The diversity of languages and dialects of Italy is mostly due to the long vitality of substract languages (Celtic, Greek, Albanian, Italic, Etruscan, Venetic) under the Roman domination. The secondary factor was the political fragmentation after the fall of the Western Empire, and foreign influence from the new, external rulers.
Greek is said to be spoken in Naples until at least the year 1000.


----------



## Nino83

There are many factors.
1) Time.
The Italian regional Romance languages are the direct continuation of the Vulgar Latin, i.e they started diverging approximately during the V century, so there is something like 1600 years of difference.
Until 1533 Russia extended from Kharkov to Saint Petersburg to the Urals, and that area was a plain. It was just an unified nation (Empire).
2) Geography.
The Russian territory is flat, it's a plain. Italy is thin and long, divided by the _Appennini_.
3) Politics.
Until 1861 Italy as a nation didn't exist.
4) Internal migrations. When Russia extended to the Pacific, a large amout of Russian people transferred in these areas, they are the majority in Siberia (91%), Yakutsk (the capital of Yakutia or Sakha Republic) and Vladivostok (92% in Primorsky Krai).

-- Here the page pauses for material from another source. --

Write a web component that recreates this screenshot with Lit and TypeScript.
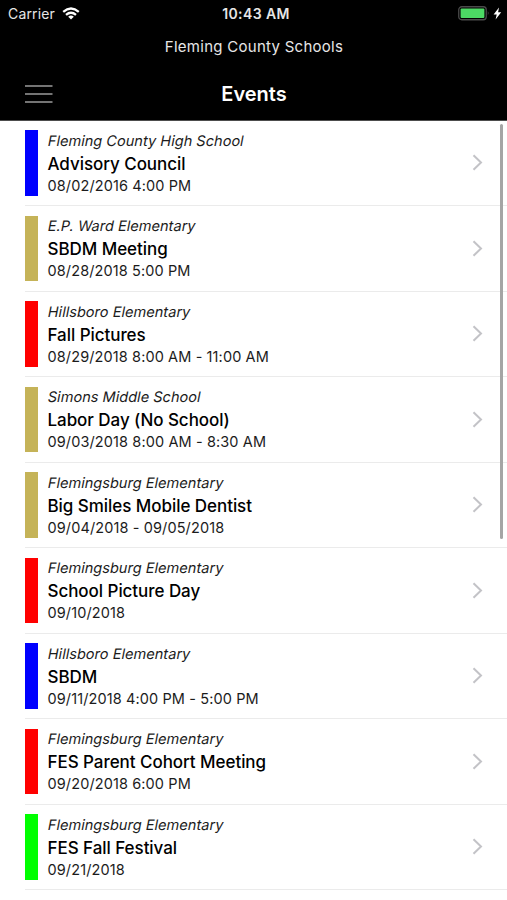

In other words, the majority of people in Moscow and Vladivostok are Russians who had a common language in 1533 AD.
In Italy, until 1861 there were different states and until the post WWII period, there haven't been many internal migrations and, after the WWII, migrations hasn't been from the center to the perifery (like the Russian or the North American ones), but from the south to the north.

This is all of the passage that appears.